We also need a way of linking a particular request to a user. There are several ways of maintaining this information, each usually relies on passing some token to the browser, that is then resubmitted during any requests made. The token itself usually contains the session ID and therefore can be used to identify who is making the request. The token itself may differ between applications, (for example using web storage or indexed DB) but is generally a Cookie.
Session Timeline
- The User visits a web page and logs in to the site. The server will validate the user's credentials and create a new session object containing the authorised users ID. The sessionid for this object is returned to the client.
- The client stores the session id (usually in a cookie), and passes it to the server with any future requests.
- When the server receives a request with a session id attached, it looks it up in the session datastore and makes the information stored available for any further processing that takes place.
- When the client logs out, the information in the session datastore is removed.
Client Side Sessions
Some web frameworks make use of client side sessions. Here the data associated with the session is stored on the clients machines and forwarded with each request as part of a cookie.
This can have some advantages with distributed systems, we don't need to work out how to transfer state between different servers in our cluster. However, there is an obvious problem. As the session data is client side, we need some way of ensuring the data is not tampered with. This usually involves some sort of hashing / checksum that is validated each time a request is made. We will see an example of this in the Lab.
Cookies
The next problem we need to overcome is how to send the unique session Id between the client and server.
Cookies are one approach to token management. Cookies can be stored on the client's machine by the server, then passed back to the server when requests are made. This allows the server to track each session though the cookie data.
Note
There are other ways of maintaining state. These take advantage of the way requests work:
-
Modify the URL and append the token (it becomes a parameter of the GET request)
-
Store state in 'hidden' form fields
Both work, but can be error prone (as they rely on the person implementing them to do a good job, rather than 'well developed' session management libraries).
Cookies and Sessions
Sessions are a common way to store per-user data during a set of interactions with a server. This allows us to work around the connection-less nature of HTTP.
Sessions are created by the PHP page, and can have variables set or unset during the lifetime of the session.
PHP (and other systems) keep track of sessions using Cookies. A unique identifier is stored on the browser as a cookie and transmitted as part of all requests. When a request is made, the unique identifier in the session cookie is mapped to the relevant set of user parameters stored in the servers memory.
Note
Note that sessions should only last for a single browsing session (for example, until the browser is closed, or the cookie expires).

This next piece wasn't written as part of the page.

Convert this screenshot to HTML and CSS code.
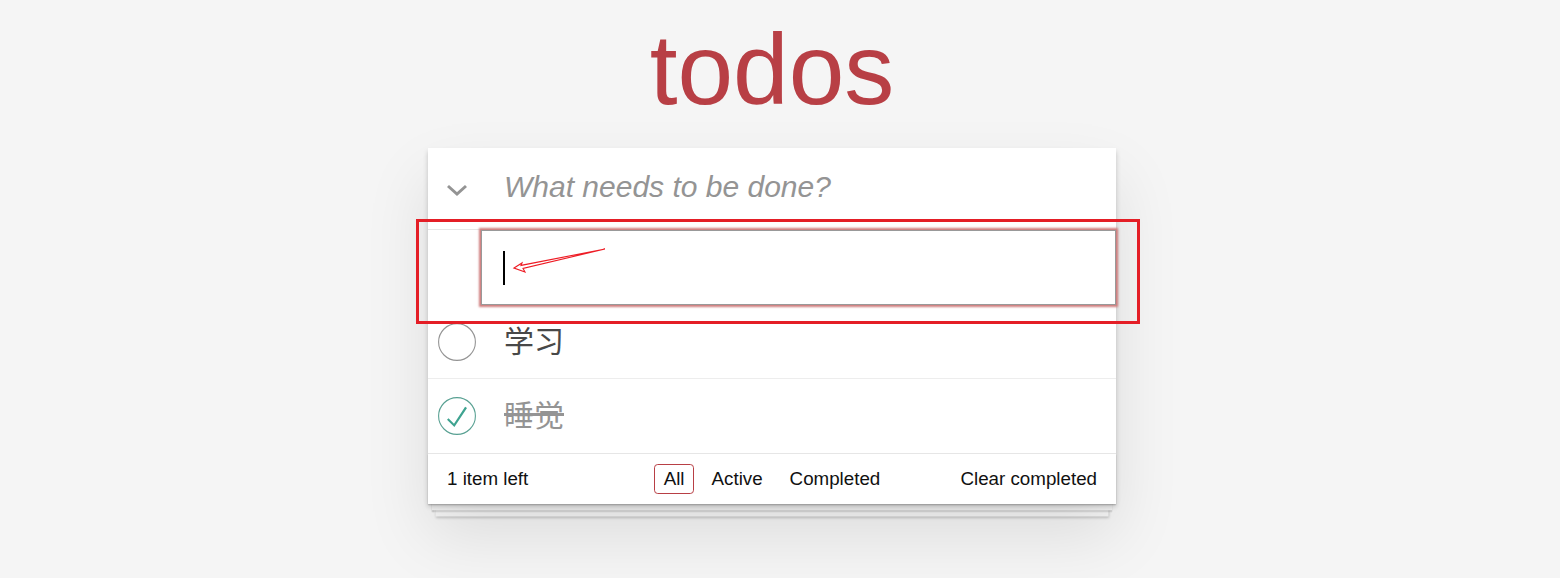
FILE: index.html
```html
<!DOCTYPE html>
<html lang="en">
<head>
<meta charset="utf-8">
<title>todos</title>
<link rel="stylesheet" href="styles.css">
</head>
<body>
<div class="page">
  <h1 class="title">todos</h1>
  <section class="todoapp">
    <header class="header">
      <svg class="toggle-all" width="22" height="12" viewBox="0 0 22 12"><polyline points="2,2 11,10 20,2" fill="none" stroke="#949494" stroke-width="3"/></svg>
      <input class="new-todo" placeholder="What needs to be done?">
    </header>
    <section class="main">
      <ul class="todo-list">
        <li class="editing"><div class="edit"><span class="caret"></span></div></li>
        <li class="item">
          <svg class="toggle" width="38" height="38" viewBox="0 0 38 38"><circle cx="19" cy="19" r="18.4" fill="none" stroke="#949494" stroke-width="1.1"/></svg>
          <label class="label">学习</label>
        </li>
        <li class="item completed">
          <svg class="toggle" width="38" height="38" viewBox="0 0 38 38"><circle cx="19" cy="19" r="18.4" fill="none" stroke="#59a193" stroke-width="1.1"/><path d="M27.1 9.75 L16 26.8 L10.5 21.2 L9 22.7 L16.4 30.1 L29 10.9 Z" fill="#3ea390"/></svg>
          <label class="label">睡觉</label>
        </li>
      </ul>
    </section>
    <footer class="footer">
      <span class="count">1 item left</span>
      <ul class="filters">
        <li><a class="filter selected">All</a></li>
        <li><a class="filter">Active</a></li>
        <li><a class="filter">Completed</a></li>
      </ul>
      <span class="clear">Clear completed</span>
    </footer>
    <div class="annot-box"></div>
    <svg class="annot-arrow" width="100" height="32" viewBox="0 0 100 32"><polygon points="6,24 14,19 13,21.4 97,5 15,24.4 17,28" fill="none" stroke="#ee1c25" stroke-width="1.1" stroke-linejoin="miter"/></svg>
  </section>
</div>
</body>
</html>
```
FILE: styles.css
```css
* { box-sizing: border-box; }
html, body {
  height: 100%;
}
body {
  margin: 0;
  background: #f5f5f5;
  font-family: "Liberation Sans", Arial, sans-serif;
  color: #111;
  overflow: hidden;
}
.page {
  min-height: 100%;
  padding: 19px 16px 0 0;
}
.title {
  margin: 0 0 29px;
  text-align: center;
  font-size: 100px;
  line-height: 100px;
  font-weight: 200;
  color: #b83f45;
}
.todoapp {
  position: relative;
  width: 688px;
  margin: 0 auto;
  background: #fff;
  box-shadow: 0 2.5px 5px 0 rgba(0,0,0,0.2), 0 31px 62px 0 rgba(0,0,0,0.1);
}
.header {
  display: flex;
  align-items: center;
  height: 81px;
}
.toggle-all {
  margin-left: 18px;
  margin-top: 2px;
  flex: none;
}
.new-todo {
  flex: 1;
  height: 81px;
  border: none;
  outline: none;
  padding: 0 20px 4px 36px;
  font-family: "Liberation Sans", Arial, sans-serif;
  font-size: 30px;
  color: #111;
  background: transparent;
}
.new-todo::placeholder {
  font-style: italic;
  color: #949494;
}
.main {
  border-top: 1px solid #e6e6e6;
}
.todo-list {
  list-style: none;
  margin: 0;
  padding: 0;
}
.editing {
  height: 75px;
  padding-left: 53px;
  position: relative;
  z-index: 1;
}
.edit {
  height: 75px;
  width: 635px;
  border: 1px solid #999;
  box-shadow: 0 0 2px 2px #cf7d7d;
  background: #fff;
  display: flex;
  align-items: center;
}
.caret {
  display: block;
  width: 2px;
  height: 34px;
  margin-left: 21px;
  background: #000;
}
.item {
  display: flex;
  align-items: center;
  height: 74px;
  border-bottom: 1px solid #ededed;
  padding-left: 10px;
}
.item:last-child {
  border-bottom: none;
}
.toggle {
  flex: none;
}
.label {
  margin-left: 28px;
  padding-bottom: 6px;
  font-family: "Noto Sans CJK SC", "Liberation Sans", sans-serif;
  font-size: 30px;
  line-height: 36px;
  color: #484848;
}
.completed .label {
  color: #949494;
  text-decoration: line-through;
}
.footer {
  position: relative;
  display: grid;
  grid-template-columns: 1fr auto 1fr;
  align-items: center;
  height: 51px;
  padding: 0 19px;
  border-top: 1px solid #e6e6e6;
  font-size: 18.75px;
  color: #111;
}
.footer::before {
  content: "";
  position: absolute;
  left: 0;
  right: 0;
  bottom: 0;
  height: 50px;
  z-index: -1;
  box-shadow: 0 1.25px 1.25px rgba(0,0,0,0.2),
              0 10px 0 -3.75px #f6f6f6,
              0 11.25px 1.25px -3.75px rgba(0,0,0,0.2),
              0 20px 0 -7.5px #f6f6f6,
              0 21.25px 2.5px -7.5px rgba(0,0,0,0.2);
}
.count {
  justify-self: start;
}
.filters {
  display: flex;
  list-style: none;
  margin: 0;
  padding: 0;
}
.filter {
  display: block;
  margin: 0 3.75px;
  padding: 4px 8.75px;
  border: 1.25px solid transparent;
  border-radius: 3.75px;
  line-height: 20px;
  color: #111;
}
.filter.selected {
  border-color: #b83f45;
}
.clear {
  justify-self: end;
}
.annot-box {
  position: absolute;
  left: -12px;
  top: 71px;
  width: 724px;
  height: 105px;
  border: 3px solid #e41e26;
  z-index: 3;
}
.annot-arrow {
  position: absolute;
  left: 80px;
  top: 96px;
  z-index: 3;
}
```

To store data permanently we need to use databases.
!!! important
While more permanent session cookies can seem like a good idea,
as it stops a user having to log in each time they visit a site
It is worth sassing expiry date (to get the user to periodically
log back in). We will see what can be done with a session cookie
in the session on XSS
In PHP the session is stored in the PHPSESSID
cookie.
Like any other cookie we can inspect the value in the browser:
document.cookie
"PHPSESSID=c18b3494fe3227a1b6a18d6652db6ad5"
Session Hijacking
While we can't directly modify the session parameters stored on the server (unless we can control the page where these setting are made) it may be possible to take control of another user's session. If we can snarf the ID token through the cookie (though XSS, Sniffing etc) then we can set our own session ID cookie to use this value.
Note
While the examples here are for PHP, the principle is the same for other
common web technologies.
For example: ASP.net stores it session IDS in the cookie
ASP.NET_SessionId
In summary
HTTP is a stateless protocol. However, for the modern, interactive web we need some way of remembering who is using the site. In this step we discussed HTTP sessions, and how they can be used to keep track of a users interactions with a server.
PHP and other dynamic languages make use of Sessions to identify unique users. The session ID is stored in a cookie, and transmitted to the server with each request. This gives the possibly for a security flaw, as if we can obtain another users session token, we will be identified by them on the server. We will discuss Session hijacking in more detail in the XSS tasks.